Before long I began gathering boulders and muscling together low retaining walls to create paths and planting beds around our new home across the road. But Harriett rolled her eyes at my frequent trips to the local nurseries. “It isn’t about spending money,” she snorted. “Why spend a fortune on all those commercial soil amendments when all you have to do is go into the forest with a rake, clear off the top layer of pine needles, and gather all the forest mulch you want, for nothing?” She believed in doing it the old-fashioned way: composting, propagating, dividing.

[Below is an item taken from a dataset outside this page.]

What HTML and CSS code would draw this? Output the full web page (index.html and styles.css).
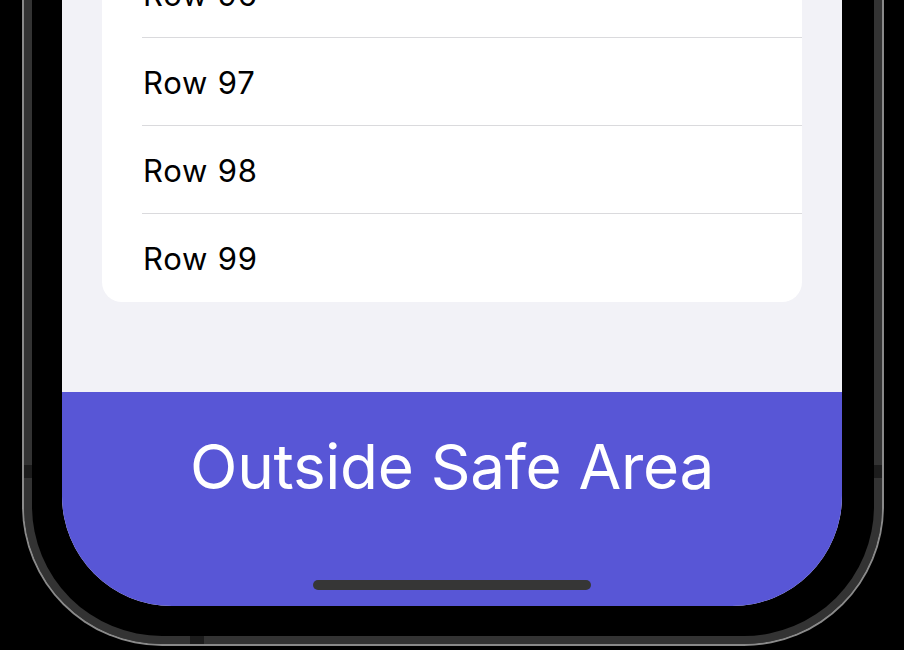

“But that takes so long,” I wailed.

Again Harriett rolled her eyes. “Gardening is about patience,” she said, “and you’ll value the results more if you do it right. Like children. Who’d value kids if you just bought them in batches at the store? It’s the hard work and care and time and love that are important, not instant gratification. It’s about creating something uniquely yours, something beautiful and worthwhile; something that will reward you anew every spring; something that will enrich your life year after year. Your garden doesn’t care how old you are, the size of your bank account, how many teeth you’ve lost, how much you weigh, what you’re wearing—or not wearing—or your position in the local social hierarchy. Let other women have their Valium, their therapists, their retreats, their endless books on meditation and self-improvement; you’ll never need ‘em. Your garden will be all the sustenance you ever need. You’ll never grow too old to cherish an early morning stroll along your paths, coffee cup in hand, visiting your garden family and cheerfully planning your day.”

Now, more than three decades later, Harriett and Walt are both gone. But Harriett’s influence is not. I’ve created three gardens since those long-ago days, each more elaborate than the last, and every morning, as I stroll, coffee cup in hand, I think of her and the precious wisdom she shared. I smile as I tend the descendants of her early generosity—iris and carpet bugle and lamb’s ears and a variety of dianthus I don’t even know the name of but which blooms vivid hot pink every May and June and scatters its seeds widely. “Fingernail-pink,” I call it. I think of Harriett every time I pinch my Vulcan rhododendrons, expertly preserving next spring’s show of brilliant scarlet flowers. I think about her as I pause, warming my back in a patch of early morning sunshine slanting down through the towering Ponderosas. I think of her and of the wealth of knowledge she shared, about gardening and about life. I think of Harriett and her gift and I give thanks.